• _EXERCISE DETAILS_
Identify the lines containing the word "document". Copy each one.

• _MATERIAL PROVIDED_
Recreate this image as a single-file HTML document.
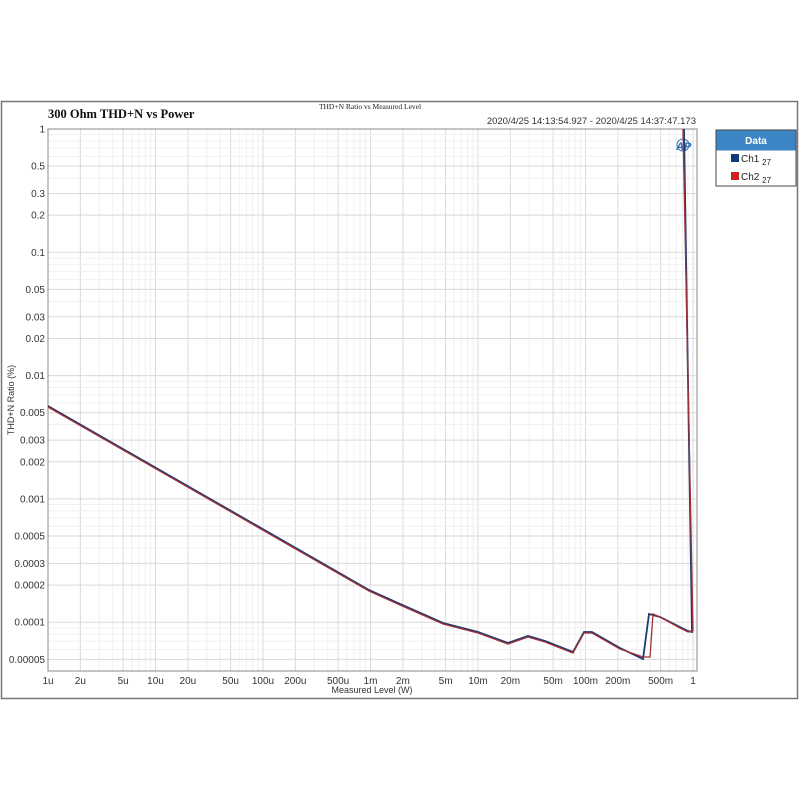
<!DOCTYPE html>
<html><head><meta charset="utf-8"><style>
body{margin:0;background:#fff;width:800px;height:800px;overflow:hidden;font-family:"Liberation Sans",sans-serif}
</style></head><body>
<svg id="s" width="800" height="800" xmlns="http://www.w3.org/2000/svg" style="position:absolute;left:0;top:0">
<rect x="1.5" y="101.5" width="796" height="597" fill="#fff" stroke="#777" stroke-width="1.5"/>
<g id="grid"></g>
<rect x="48" y="129" width="649" height="542" fill="none" stroke="#888" stroke-width="1"/>
<g id="lbl" font-size="10" fill="#333" font-family="Liberation Sans,sans-serif"></g>
<text x="48" y="118" font-family="Liberation Serif,serif" font-weight="bold" font-size="12.5" fill="#111">300 Ohm THD+N vs Power</text>
<text x="370" y="109" font-family="Liberation Serif,serif" font-size="7.5" fill="#222" text-anchor="middle">THD+N Ratio vs Measured Level</text>
<text x="696" y="124" font-size="9.5" fill="#333" text-anchor="end">2020/4/25 14:13:54.927 - 2020/4/25 14:37:47.173</text>
<text x="372" y="693" font-size="9" fill="#333" text-anchor="middle">Measured Level (W)</text>
<text transform="translate(14,400) rotate(-90)" font-size="9" fill="#333" text-anchor="middle">THD+N Ratio (%)</text>
<text x="676" y="150" font-size="11" font-weight="bold" fill="#2a6fb5" font-style="italic">AP</text>
<circle cx="683" cy="145" r="6" fill="none" stroke="#2a6fb5" stroke-width="1"/>
<polyline fill="none" stroke="#1f3a6e" stroke-width="1.8" points="48,406 369,590 400,604 443,623 478,632 508,643 528,636 545,641 573,652 584,632 592,632 620,648 643,659 649,614 660,617 680,627 688,631 692,632 684,129"/>
<polyline fill="none" stroke="#a0303a" stroke-width="1.3" points="48,407 369,591 400,605 443,624 478,633 508,644 528,637 545,642 573,653 584,633 592,633 620,649 643,657 650,657 653,614 660,617 680,628 688,632 693,631 683,129"/>
<rect x="716" y="130" width="80" height="56" fill="#fff" stroke="#444" stroke-width="1"/>
<rect x="716.5" y="130.5" width="79" height="20" fill="#3c86c6"/>
<text x="756" y="144" font-size="10" font-weight="bold" fill="#fff" text-anchor="middle">Data</text>
<rect x="731" y="154" width="8" height="8" fill="#123a7a"/>
<text x="741" y="162" font-size="10" fill="#222">Ch1 <tspan font-size="8" dy="3">27</tspan></text>
<rect x="731" y="172" width="8" height="8" fill="#cc2222"/>
<text x="741" y="180" font-size="10" fill="#222">Ch2 <tspan font-size="8" dy="3">27</tspan></text>
</svg>
<script>
var g=document.getElementById('grid'),l=document.getElementById('lbl'),ns='http://www.w3.org/2000/svg';
function X(v){return 48+107.5*Math.log10(v/1e-6)}
function Y(v){return 129-123.3*Math.log10(v)}
function ln(x1,y1,x2,y2,c){var e=document.createElementNS(ns,'line');e.setAttribute('x1',x1);e.setAttribute('y1',y1);e.setAttribute('x2',x2);e.setAttribute('y2',y2);e.setAttribute('stroke',c);e.setAttribute('stroke-width',1);g.appendChild(e)}
function tx(x,y,s,a){var e=document.createElementNS(ns,'text');e.setAttribute('x',x);e.setAttribute('y',y);e.setAttribute('text-anchor',a);e.textContent=s;l.appendChild(e)}
for(var d=-6;d<=0;d++)for(var m=1;m<10;m++){var v=m*Math.pow(10,d);if(v>1.05)break;var x=X(v);if(x>697)continue;ln(x,129,x,671,m==1||m==2||m==5?'#dadada':'#f0f0f0')}
for(var d=-5;d<=0;d++)for(var m=1;m<10;m++){var v=m*Math.pow(10,d);var y=Y(v);if(y<129||y>671)continue;ln(48,y,697,y,m==1||m==2||m==3||m==5?'#dadada':'#f0f0f0')}
var xs=[[1e-6,'1u'],[2e-6,'2u'],[5e-6,'5u'],[1e-5,'10u'],[2e-5,'20u'],[5e-5,'50u'],[1e-4,'100u'],[2e-4,'200u'],[5e-4,'500u'],[1e-3,'1m'],[2e-3,'2m'],[5e-3,'5m'],[1e-2,'10m'],[2e-2,'20m'],[5e-2,'50m'],[.1,'100m'],[.2,'200m'],[.5,'500m'],[1,'1']];
xs.forEach(function(a){tx(X(a[0]),684,a[1],'middle')});
var ys=[[1,'1'],[.5,'0.5'],[.3,'0.3'],[.2,'0.2'],[.1,'0.1'],[.05,'0.05'],[.03,'0.03'],[.02,'0.02'],[.01,'0.01'],[.005,'0.005'],[.003,'0.003'],[.002,'0.002'],[.001,'0.001'],[5e-4,'0.0005'],[3e-4,'0.0003'],[2e-4,'0.0002'],[1e-4,'0.0001'],[5e-5,'0.00005']];
ys.forEach(function(a){tx(45,Y(a[0])+3.5,a[1],'end')});
</script>
</body></html>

• _ANSWER_
Recreate this image as a single-file HTML document.
var g=document.getElementById('grid'),l=document.getElementById('lbl'),ns='http://www.w3.org/2000/svg';
function ln(x1,y1,x2,y2,c){var e=document.createElementNS(ns,'line');e.setAttribute('x1',x1);e.setAttribute('y1',y1);e.setAttribute('x2',x2);e.setAttribute('y2',y2);e.setAttribute('stroke',c);e.setAttribute('stroke-width',1);g.appendChild(e)}
function tx(x,y,s,a){var e=document.createElementNS(ns,'text');e.setAttribute('x',x);e.setAttribute('y',y);e.setAttribute('text-anchor',a);e.textContent=s;l.appendChild(e)}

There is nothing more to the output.